In this thesis, we focus on DSP algorithms that can be specified as Synchronous Data Flow graphs and its extensions. Such algorithms can be efficiently scheduled onto multiple processing elements (a processor could be either programmable or a custom VLSI component) at compile time - computations in the graph are assigned to processors at compile time and the execution order of tasks assigned to each processor is also determined at compile time.

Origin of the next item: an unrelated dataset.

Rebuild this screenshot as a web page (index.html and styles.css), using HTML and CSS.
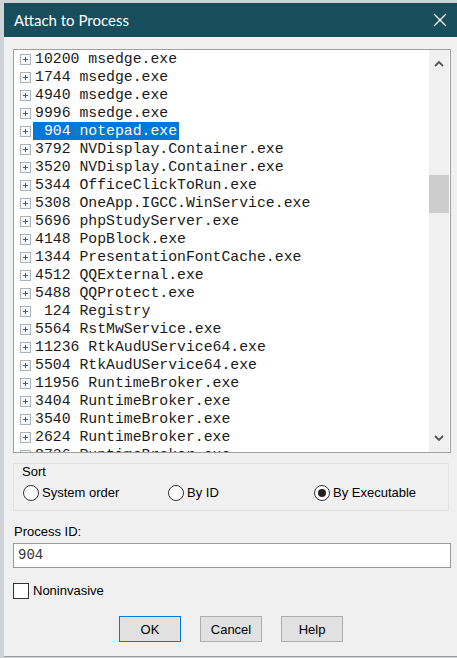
FILE: index.html
```html
<!DOCTYPE html>
<html>
<head>
<meta charset="utf-8">
<link rel="stylesheet" href="styles.css">
</head>
<body>
<div class="dialog">
  <div class="titlebar">
    <span class="title">Attach to Process</span>
    <svg class="close" width="14" height="14" viewBox="0 0 14 14"><path d="M1 1L13 13M13 1L1 13" stroke="#fff" stroke-width="1.2" fill="none"/></svg>
  </div>
  <div class="content">
    <div class="listbox">
      <div class="rows">
        <div class="row"><span class="pl"></span><span class="tx">10200 msedge.exe</span></div>
        <div class="row"><span class="pl"></span><span class="tx">1744 msedge.exe</span></div>
        <div class="row"><span class="pl"></span><span class="tx">4940 msedge.exe</span></div>
        <div class="row"><span class="pl"></span><span class="tx">9996 msedge.exe</span></div>
        <div class="row"><span class="pl"></span><span class="tx sel">&nbsp;904 notepad.exe</span></div>
        <div class="row"><span class="pl"></span><span class="tx">3792 NVDisplay.Container.exe</span></div>
        <div class="row"><span class="pl"></span><span class="tx">3520 NVDisplay.Container.exe</span></div>
        <div class="row"><span class="pl"></span><span class="tx">5344 OfficeClickToRun.exe</span></div>
        <div class="row"><span class="pl"></span><span class="tx">5308 OneApp.IGCC.WinService.exe</span></div>
        <div class="row"><span class="pl"></span><span class="tx">5696 phpStudyServer.exe</span></div>
        <div class="row"><span class="pl"></span><span class="tx">4148 PopBlock.exe</span></div>
        <div class="row"><span class="pl"></span><span class="tx">1344 PresentationFontCache.exe</span></div>
        <div class="row"><span class="pl"></span><span class="tx">4512 QQExternal.exe</span></div>
        <div class="row"><span class="pl"></span><span class="tx">5488 QQProtect.exe</span></div>
        <div class="row"><span class="pl"></span><span class="tx">&nbsp;124 Registry</span></div>
        <div class="row"><span class="pl"></span><span class="tx">5564 RstMwService.exe</span></div>
        <div class="row"><span class="pl"></span><span class="tx">11236 RtkAudUService64.exe</span></div>
        <div class="row"><span class="pl"></span><span class="tx">5504 RtkAudUService64.exe</span></div>
        <div class="row"><span class="pl"></span><span class="tx">11956 RuntimeBroker.exe</span></div>
        <div class="row"><span class="pl"></span><span class="tx">3404 RuntimeBroker.exe</span></div>
        <div class="row"><span class="pl"></span><span class="tx">3540 RuntimeBroker.exe</span></div>
        <div class="row"><span class="pl"></span><span class="tx">2624 RuntimeBroker.exe</span></div>
        <div class="row"><span class="pl"></span><span class="tx">8736 RuntimeBroker.exe</span></div>
      </div>
      <div class="scrollbar">
        <svg class="arrow" width="10" height="6" viewBox="0 0 10 6"><path d="M1 5L5 1L9 5" stroke="#555" stroke-width="1.8" fill="none"/></svg>
        <div class="track"><div class="thumb"></div></div>
        <svg class="arrow" width="10" height="6" viewBox="0 0 10 6"><path d="M1 1L5 5L9 1" stroke="#555" stroke-width="1.8" fill="none"/></svg>
      </div>
    </div>

    <div class="group">
      <div class="legend">Sort</div>
      <div class="radios">
        <label class="radio r1"><span class="circle"></span>System order</label>
        <label class="radio r2"><span class="circle"></span>By ID</label>
        <label class="radio r3"><span class="circle on"></span>By Executable</label>
      </div>
    </div>

    <div class="pid-label">Process ID:</div>
    <div class="input">904</div>

    <label class="check"><span class="box"></span>Noninvasive</label>

    <div class="buttons">
      <div class="btn default">OK</div>
      <div class="btn">Cancel</div>
      <div class="btn">Help</div>
    </div>
  </div>
</div>
</body>
</html>
```

FILE: styles.css
```css
html, body {
  margin: 0;
  padding: 0;
}
body {
  background: #cfd3d6;
  width: 457px;
  height: 658px;
  overflow: hidden;
  font-family: "Liberation Sans", Arial, sans-serif;
}
.dialog {
  margin-left: 4px;
  margin-top: 3px;
  width: 453px;
  height: 653px;
  background: #f0f0f0;
  border-bottom: 1px solid #9a9a9a;
  display: flex;
  flex-direction: column;
}
.titlebar {
  height: 34px;
  background: #184e5c;
  display: flex;
  align-items: center;
  justify-content: space-between;
  padding: 0 10px 0 10px;
  flex-shrink: 0;
}
.title {
  color: #ffffff;
  font-family: Lato, "Open Sans", sans-serif;
  font-size: 15px;
  margin-top: -1px;
}
.content {
  padding: 12px 2px 0 9px;
  display: flex;
  flex-direction: column;
}
.listbox {
  width: 436px;
  height: 402px;
  border: 1px solid #a0a0a0;
  background: #ffffff;
  display: flex;
  overflow: hidden;
}
.rows {
  flex: 1;
  overflow: hidden;
}
.row {
  height: 18px;
  display: flex;
  align-items: center;
  font-family: "Liberation Mono", "Courier New", monospace;
  font-size: 14.8px;
  color: #1a1a1a;
  white-space: pre;
}
.pl {
  width: 11px;
  height: 11px;
  border: 1px solid #a9b2bd;
  box-sizing: border-box;
  margin-left: 6px;
  margin-right: 2px;
  position: relative;
  background: #f7f8fa;
}
.pl::before {
  content: "";
  position: absolute;
  left: 2px;
  top: 4px;
  width: 5px;
  height: 1px;
  background: #4a5a70;
}
.pl::after {
  content: "";
  position: absolute;
  left: 4px;
  top: 2px;
  width: 1px;
  height: 5px;
  background: #4a5a70;
}
.tx {
  padding: 0 2px;
  line-height: 18px;
}
.tx.sel {
  background: #0078d7;
  color: #ffffff;
}
.scrollbar {
  width: 20px;
  background: #f0f0f0;
  display: flex;
  flex-direction: column;
  align-items: center;
  margin-right: 1px;
}
.arrow {
  margin: 11px 0;
  flex-shrink: 0;
}
.track {
  flex: 1;
  width: 100%;
  padding-top: 97px;
  box-sizing: border-box;
}
.thumb {
  height: 38px;
  width: 100%;
  background: #cdcdcd;
}
.group {
  margin-top: 10px;
  width: 436px;
  height: 48px;
  border: 1px solid #e2e2e2;
  box-sizing: border-box;
  padding: 0 0 0 8px;
}
.legend {
  font-size: 13px;
  color: #000;
  height: 16px;
  line-height: 16px;
}
.radios {
  display: flex;
  margin-top: 5px;
  height: 16px;
}
.radio {
  display: flex;
  align-items: center;
  font-size: 13px;
  color: #000;
  height: 16px;
  line-height: 16px;
}
.r1 { width: 145px; }
.r2 { width: 146px; }
.circle {
  width: 16px;
  height: 16px;
  box-sizing: border-box;
  border: 1px solid #333;
  border-radius: 50%;
  background: #fff;
  margin-right: 3px;
  margin-left: 1px;
  position: relative;
}
.circle.on::after {
  content: "";
  position: absolute;
  left: 3px;
  top: 3px;
  width: 8px;
  height: 8px;
  border-radius: 50%;
  background: #222;
}
.pid-label {
  margin-top: 13px;
  margin-left: 1px;
  font-size: 13px;
  height: 16px;
  line-height: 16px;
  color: #000;
}
.input {
  margin-top: 3px;
  width: 438px;
  height: 25px;
  box-sizing: border-box;
  border: 1px solid #9a9a9a;
  background: #fff;
  font-family: "Liberation Mono", "Courier New", monospace;
  font-size: 14px;
  line-height: 23px;
  padding-left: 4px;
  color: #333;
}
.check {
  margin-top: 15px;
  display: flex;
  align-items: center;
  font-size: 13px;
  color: #000;
  height: 16px;
  line-height: 16px;
}
.box {
  width: 16px;
  height: 16px;
  box-sizing: border-box;
  border: 1px solid #333;
  background: #fff;
  margin-right: 4px;
}
.buttons {
  margin-top: 17px;
  display: flex;
  padding-left: 106px;
  gap: 19px;
}
.btn {
  width: 62px;
  height: 26px;
  box-sizing: border-box;
  border: 1px solid #adadad;
  background: #e1e1e1;
  font-size: 13px;
  display: flex;
  align-items: center;
  justify-content: center;
  color: #000;
}
.btn.default {
  border: 1px solid #0078d7;
}
```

In such a compile-time (static) scheduling strategy, it is possible to predict the run time inter-processor communication (IPC) pattern. We present two techniques that make use of this compile-time determined communication pattern, for minimizing IPC and synchronization overhead in the parallel implementation. The first technique is aimed at eliminating arbitration and synchronization costs when using shared memory for IPC. We call this the Ordered Transactions strategy; the idea is to determine the order in which processors require access to shared resources and to enforce this order at run time. Enforcing such an order eliminates contention for shared resources and the need for explicit synchronization. We describe the design and hardware implementation details of a prototype multiprocessor board that was built as a proof-of-concept for the ordered transactions strategy.
The second technique we present in this thesis consists of efficient algorithms for minimizing synchronization costs in statically scheduled multiprocessors. These include procedures for detecting and eliminating redundant synchronization points in the schedule and systematically adding certain synchronization points with a view towards reducing the overall synchronization cost.